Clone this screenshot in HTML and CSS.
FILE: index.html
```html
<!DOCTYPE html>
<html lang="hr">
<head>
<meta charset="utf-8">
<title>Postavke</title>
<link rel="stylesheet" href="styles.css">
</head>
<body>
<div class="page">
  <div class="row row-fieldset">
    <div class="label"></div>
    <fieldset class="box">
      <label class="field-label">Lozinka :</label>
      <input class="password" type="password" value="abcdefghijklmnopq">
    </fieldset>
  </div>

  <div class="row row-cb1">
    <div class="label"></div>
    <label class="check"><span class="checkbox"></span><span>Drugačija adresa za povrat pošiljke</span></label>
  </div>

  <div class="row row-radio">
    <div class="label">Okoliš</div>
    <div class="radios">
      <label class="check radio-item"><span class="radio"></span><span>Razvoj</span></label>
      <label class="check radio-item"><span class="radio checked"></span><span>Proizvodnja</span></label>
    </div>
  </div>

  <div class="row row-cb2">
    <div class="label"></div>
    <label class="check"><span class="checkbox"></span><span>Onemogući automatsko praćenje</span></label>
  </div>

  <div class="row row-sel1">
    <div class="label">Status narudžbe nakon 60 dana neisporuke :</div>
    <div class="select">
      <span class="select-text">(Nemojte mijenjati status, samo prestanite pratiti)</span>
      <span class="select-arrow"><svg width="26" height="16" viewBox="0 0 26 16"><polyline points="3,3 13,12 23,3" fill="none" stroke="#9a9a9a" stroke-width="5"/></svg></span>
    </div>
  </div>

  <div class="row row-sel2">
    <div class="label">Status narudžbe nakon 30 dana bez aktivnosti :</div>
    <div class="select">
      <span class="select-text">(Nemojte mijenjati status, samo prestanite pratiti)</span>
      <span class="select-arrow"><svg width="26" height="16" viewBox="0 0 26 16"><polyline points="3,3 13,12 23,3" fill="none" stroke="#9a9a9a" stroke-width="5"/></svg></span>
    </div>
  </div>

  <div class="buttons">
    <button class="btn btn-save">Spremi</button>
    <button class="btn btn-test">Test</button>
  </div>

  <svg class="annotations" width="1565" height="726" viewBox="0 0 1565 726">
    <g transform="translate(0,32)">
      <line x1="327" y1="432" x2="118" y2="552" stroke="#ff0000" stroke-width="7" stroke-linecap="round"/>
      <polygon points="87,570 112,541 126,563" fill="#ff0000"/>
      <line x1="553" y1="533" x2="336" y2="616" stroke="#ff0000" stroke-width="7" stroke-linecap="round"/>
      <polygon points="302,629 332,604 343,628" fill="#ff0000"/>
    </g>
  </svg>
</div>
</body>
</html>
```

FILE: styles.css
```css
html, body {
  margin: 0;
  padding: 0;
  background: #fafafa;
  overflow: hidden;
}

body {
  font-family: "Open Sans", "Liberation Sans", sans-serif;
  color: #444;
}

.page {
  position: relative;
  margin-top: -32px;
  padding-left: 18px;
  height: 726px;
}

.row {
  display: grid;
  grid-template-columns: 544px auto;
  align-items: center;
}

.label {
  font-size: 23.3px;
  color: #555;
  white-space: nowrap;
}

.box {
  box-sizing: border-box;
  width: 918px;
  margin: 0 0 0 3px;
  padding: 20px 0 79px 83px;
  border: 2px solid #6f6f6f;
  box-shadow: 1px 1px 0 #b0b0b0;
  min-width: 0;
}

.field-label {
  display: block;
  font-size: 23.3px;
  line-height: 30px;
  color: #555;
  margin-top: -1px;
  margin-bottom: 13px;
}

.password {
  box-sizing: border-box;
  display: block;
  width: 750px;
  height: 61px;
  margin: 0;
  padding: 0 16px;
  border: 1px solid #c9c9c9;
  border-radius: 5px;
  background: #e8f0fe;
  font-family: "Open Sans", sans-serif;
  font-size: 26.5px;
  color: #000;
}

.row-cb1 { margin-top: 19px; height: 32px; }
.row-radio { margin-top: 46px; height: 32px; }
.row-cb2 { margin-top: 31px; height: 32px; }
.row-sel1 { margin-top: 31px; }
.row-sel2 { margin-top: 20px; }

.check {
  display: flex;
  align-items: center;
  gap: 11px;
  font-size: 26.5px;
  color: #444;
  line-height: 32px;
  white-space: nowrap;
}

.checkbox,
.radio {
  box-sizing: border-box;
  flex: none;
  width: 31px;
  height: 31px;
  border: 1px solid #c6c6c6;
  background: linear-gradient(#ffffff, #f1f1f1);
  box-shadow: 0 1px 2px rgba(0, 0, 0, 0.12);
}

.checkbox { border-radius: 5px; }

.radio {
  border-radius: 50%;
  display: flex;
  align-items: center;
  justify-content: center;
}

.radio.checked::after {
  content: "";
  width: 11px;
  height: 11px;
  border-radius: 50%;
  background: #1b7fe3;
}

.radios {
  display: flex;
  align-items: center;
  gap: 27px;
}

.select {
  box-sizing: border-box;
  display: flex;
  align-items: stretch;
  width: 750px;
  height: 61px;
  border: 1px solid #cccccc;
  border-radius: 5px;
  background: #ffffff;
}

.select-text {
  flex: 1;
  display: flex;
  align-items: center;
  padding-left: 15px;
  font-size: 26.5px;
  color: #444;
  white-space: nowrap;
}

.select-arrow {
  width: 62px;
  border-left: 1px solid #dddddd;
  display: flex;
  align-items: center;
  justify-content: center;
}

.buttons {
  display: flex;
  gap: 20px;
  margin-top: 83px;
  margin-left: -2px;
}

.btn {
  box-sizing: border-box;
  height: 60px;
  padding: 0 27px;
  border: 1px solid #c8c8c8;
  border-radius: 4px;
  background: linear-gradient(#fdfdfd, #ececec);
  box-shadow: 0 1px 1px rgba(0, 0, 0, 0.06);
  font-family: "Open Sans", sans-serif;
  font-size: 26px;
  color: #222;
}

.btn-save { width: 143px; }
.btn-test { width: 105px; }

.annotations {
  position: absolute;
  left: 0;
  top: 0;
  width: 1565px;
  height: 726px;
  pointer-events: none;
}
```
---
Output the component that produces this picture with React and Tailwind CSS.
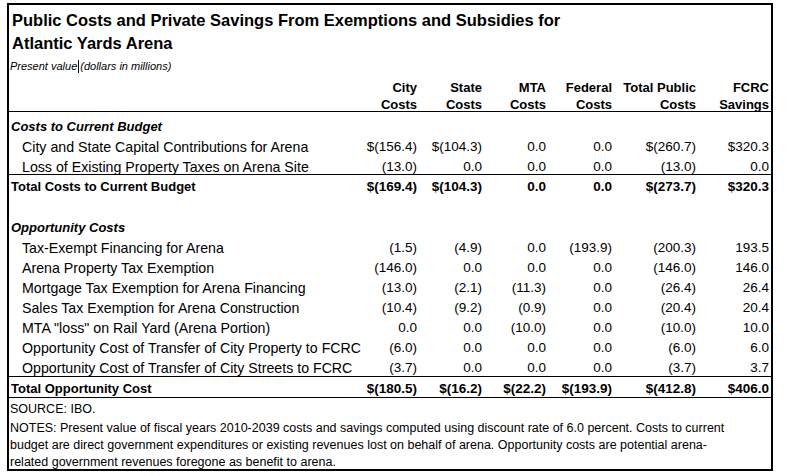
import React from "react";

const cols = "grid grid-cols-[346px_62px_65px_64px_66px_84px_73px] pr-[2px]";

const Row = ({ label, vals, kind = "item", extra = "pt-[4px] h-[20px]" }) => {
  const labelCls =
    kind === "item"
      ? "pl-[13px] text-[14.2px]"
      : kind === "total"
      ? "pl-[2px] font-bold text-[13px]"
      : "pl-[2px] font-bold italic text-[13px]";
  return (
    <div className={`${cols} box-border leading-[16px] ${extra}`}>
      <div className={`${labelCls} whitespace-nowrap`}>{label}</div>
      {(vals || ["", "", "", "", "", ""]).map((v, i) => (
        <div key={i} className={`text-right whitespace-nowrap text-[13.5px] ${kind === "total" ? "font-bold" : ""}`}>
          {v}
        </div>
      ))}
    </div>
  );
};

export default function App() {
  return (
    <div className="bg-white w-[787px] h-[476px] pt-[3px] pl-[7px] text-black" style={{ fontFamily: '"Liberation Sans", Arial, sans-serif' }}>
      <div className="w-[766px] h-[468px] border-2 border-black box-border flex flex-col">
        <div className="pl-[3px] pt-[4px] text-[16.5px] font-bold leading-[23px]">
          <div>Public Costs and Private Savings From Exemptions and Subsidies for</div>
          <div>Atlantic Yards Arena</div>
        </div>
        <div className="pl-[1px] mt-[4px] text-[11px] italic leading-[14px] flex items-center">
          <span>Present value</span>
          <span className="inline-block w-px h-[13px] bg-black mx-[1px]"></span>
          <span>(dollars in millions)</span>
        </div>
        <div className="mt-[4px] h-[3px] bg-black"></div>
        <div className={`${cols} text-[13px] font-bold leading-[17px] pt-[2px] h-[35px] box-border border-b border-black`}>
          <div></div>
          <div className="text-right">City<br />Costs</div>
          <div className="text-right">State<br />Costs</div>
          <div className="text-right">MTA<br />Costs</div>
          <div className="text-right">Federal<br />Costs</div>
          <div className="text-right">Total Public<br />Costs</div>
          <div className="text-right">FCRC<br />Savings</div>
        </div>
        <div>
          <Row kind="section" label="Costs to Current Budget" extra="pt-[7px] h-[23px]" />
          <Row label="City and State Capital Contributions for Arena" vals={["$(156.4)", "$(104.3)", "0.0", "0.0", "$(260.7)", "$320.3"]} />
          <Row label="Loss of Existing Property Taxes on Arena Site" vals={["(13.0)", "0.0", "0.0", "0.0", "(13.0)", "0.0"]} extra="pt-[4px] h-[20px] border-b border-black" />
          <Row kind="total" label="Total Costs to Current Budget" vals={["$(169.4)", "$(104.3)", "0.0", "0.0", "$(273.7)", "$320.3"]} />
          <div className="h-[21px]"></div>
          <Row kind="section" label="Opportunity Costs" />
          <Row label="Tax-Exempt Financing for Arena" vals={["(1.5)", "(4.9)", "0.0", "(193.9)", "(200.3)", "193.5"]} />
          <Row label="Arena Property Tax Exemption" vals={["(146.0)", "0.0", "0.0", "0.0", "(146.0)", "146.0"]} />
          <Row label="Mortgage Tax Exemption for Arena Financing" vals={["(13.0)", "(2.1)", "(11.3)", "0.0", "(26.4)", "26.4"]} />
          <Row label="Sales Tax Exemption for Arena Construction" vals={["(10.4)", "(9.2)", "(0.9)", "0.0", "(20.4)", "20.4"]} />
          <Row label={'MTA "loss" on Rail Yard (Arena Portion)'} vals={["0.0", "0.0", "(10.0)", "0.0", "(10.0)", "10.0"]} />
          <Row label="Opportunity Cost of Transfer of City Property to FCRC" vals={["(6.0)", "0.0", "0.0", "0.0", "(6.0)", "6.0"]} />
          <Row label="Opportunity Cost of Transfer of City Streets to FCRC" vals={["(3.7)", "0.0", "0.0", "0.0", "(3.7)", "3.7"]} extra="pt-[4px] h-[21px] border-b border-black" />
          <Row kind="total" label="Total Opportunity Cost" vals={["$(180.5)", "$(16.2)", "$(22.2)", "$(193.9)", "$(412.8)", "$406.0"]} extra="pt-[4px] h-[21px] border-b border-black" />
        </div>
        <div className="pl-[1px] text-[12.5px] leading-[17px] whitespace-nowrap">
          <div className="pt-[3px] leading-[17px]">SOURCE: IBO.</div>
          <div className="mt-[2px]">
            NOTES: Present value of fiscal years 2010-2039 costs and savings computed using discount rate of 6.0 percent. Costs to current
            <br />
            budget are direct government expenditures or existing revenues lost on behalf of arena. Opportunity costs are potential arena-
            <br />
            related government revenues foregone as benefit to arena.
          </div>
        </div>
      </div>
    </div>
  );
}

Problem details — List all lines in the material containing the string "React".

Response —
Output the component that produces this picture with React and Tailwind CSS.
import React from "react";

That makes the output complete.